Describing the Nutter administration's proposed fire department cutbacks as a threat to the safety of citizens and firefighters, about 1,500 firefighters and their supporters yesterday marched on City Hall.
Chanting "cutbacks kill," Philadelphia firefighters, along with their counterparts from departments across the state and members of local trade unions, began their trek at Fire Department headquarters at Fifth and Callowhill Streets. Then they marched south on Fourth Street to Market Street, and west on Market to City Hall.
Brian McBride, president of the Philadelphia Fire Fighters' Union, spoke to the gathering at the northeast entrance to City Hall in front of a set of 11 plaques embedded in the ground that honor fallen firefighters.
"I don't want to buy any more plaques. We don't want to bury any more firefighters," McBride told the crowd, most of them wearing navy-blue department T-shirts. "What kind of city would risk the lives of its citizens and firefighters to save a few dollars?"
Under the city's plan, five of the city's 61 engine companies and two of 29 ladder companies would be deactivated.
None of the stations housing the companies would be shut and no firefighters would be laid off under the proposal.

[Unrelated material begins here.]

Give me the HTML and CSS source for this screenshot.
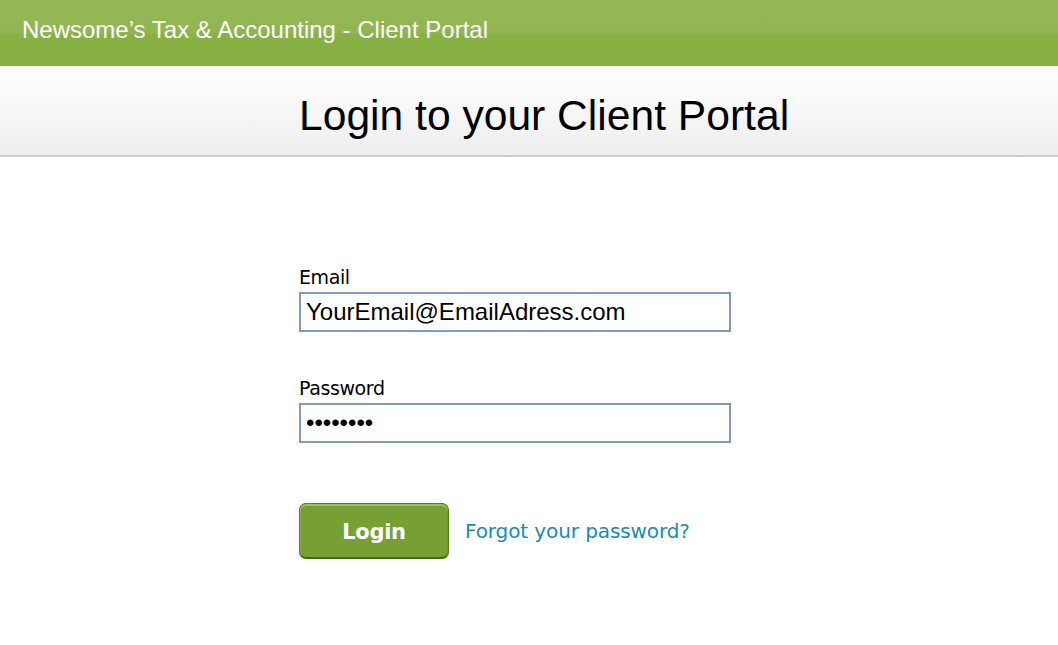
FILE: index.html
```html
<!DOCTYPE html>
<html lang="en">
<head>
<meta charset="utf-8">
<title>Client Portal Login</title>
<link rel="stylesheet" href="styles.css">
</head>
<body>
<header class="topbar">Newsome’s Tax &amp; Accounting - Client Portal</header>
<div class="titleband">
  <div class="container">
    <h1 class="title">Login to your Client Portal</h1>
  </div>
</div>
<main class="container form">
  <label class="label" for="email">Email</label>
  <input class="field" id="email" type="text" value="YourEmail@EmailAdress.com">
  <label class="label label-pw" for="pw">Password</label>
  <input class="field" id="pw" type="password" value="password">
  <div class="actions">
    <button class="btn" type="button">Login</button>
    <a class="forgot" href="#">Forgot your password?</a>
  </div>
</main>
</body>
</html>
```
FILE: styles.css
```css
* { box-sizing: border-box; }
html, body { margin: 0; padding: 0; background: #fff; }
body { font-family: "Liberation Sans", Arial, sans-serif; }

.topbar {
  height: 66px;
  padding: 16px 0 0 22px;
  font-size: 24px;
  line-height: 28px;
  color: #fff;
  background: linear-gradient(to bottom, #95b858 0%, #91b552 50%, #87b142 52%, #86b040 100%);
}

.titleband {
  height: 91px;
  padding-top: 25px;
  background: linear-gradient(to bottom, #ffffff 0%, #f9f9f9 40%, #ededed 100%);
  border-bottom: 2px solid #cdcdcd;
}

.container {
  width: 460px;
  margin: 0 auto;
}

.title {
  margin: 0;
  font-weight: normal;
  font-size: 42.6px;
  line-height: 48px;
  color: #000;
  white-space: nowrap;
}

.form {
  display: flex;
  flex-direction: column;
  align-items: flex-start;
  padding-top: 109px;
}

.label {
  font-family: "DejaVu Sans", Verdana, sans-serif;
  font-size: 19px;
  line-height: 22px;
  color: #000;
  letter-spacing: -0.4px;
}

.label-pw { margin-top: 45px; }

.field {
  margin-top: 4px;
  width: 432px;
  height: 40px;
  padding: 0 5px;
  border: 2px solid #7f9db9;
  font-family: "Liberation Sans", Arial, sans-serif;
  font-size: 24px;
  color: #000;
  background: #fff;
  outline: none;
}

.actions {
  margin-top: 60px;
  display: flex;
  align-items: center;
}

.btn {
  width: 150px;
  height: 56px;
  border-radius: 7px;
  border: 1px solid #557f26;
  border-bottom: 2px solid #44671d;
  background: #77a034;
  box-shadow: inset 0 2px 0 #9cc25f, inset 1px 0 0 #8bb450, inset -1px 0 0 #6e9630;
  font-family: "DejaVu Sans", Verdana, sans-serif;
  font-weight: bold;
  font-size: 21px;
  letter-spacing: -0.3px;
  color: #fff;
  padding: 0;
  padding-top: 2px;
}

.forgot {
  margin-left: 16px;
  font-family: "DejaVu Sans", Verdana, sans-serif;
  font-size: 20px;
  letter-spacing: -0.1px;
  color: #1b8ab6;
  text-decoration: none;
}
```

Up to 148 firefighters would be reassigned.
Officials have said the realignment would save the city $10.5 million a year because the reassigned firefighters from the targeted companies would be deployed to fill jobs now filled through overtime.
Mayor Nutter was in Harrisburg yesterday, but one of his spokesmen, Doug Oliver, said the city was committed to protecting firefighters and citizens.
Even with the reduction of fire companies, the department's response times would meet national guidelines, Oliver said.
Harold A. Schaitberger, general president of the International Association of Fire Fighters, said he represented 294,000 firefighters in the United States and Canada who oppose cuts such as those planned in Philadelphia.
"It's sad that I have to come to a great city and stand in the shadow of City Hall, where they are willing to honor the great sacrifice that our members make on behalf of the the citizens of Philadelphia, while at the same time they have schemes and plans that are going to cut companies and are going to add to these plaques," Schaitberger said.
Schaitberger said he remembered well coming to Philadelphia during the Street administration to protest plans to cut eight fire companies.
"Nutter was a councilman who stood with us, who fought those cuts with us. And now he's the mayor and wants to cut seven companies. I say, hell, no," Schaitberger said.
McBride assailed a study by the Fire Department that supported the proposed cuts, saying it was not professionally done and lacked "critical information." When that study was released in November, Fire Commissioner Lloyd Ayers declared that "budget restraints will not compromise the department's level of service, response or dedication."
Schaitberger said that, in tough economic times, people use portable heaters, kerosene heaters and kitchen stoves to heat their homes.
"We are going to see the poor and needy trying to heat their homes," Schaitberger said. "In those neighborhoods where they are going to be cutting companies, they are going to be playing Russian roulette."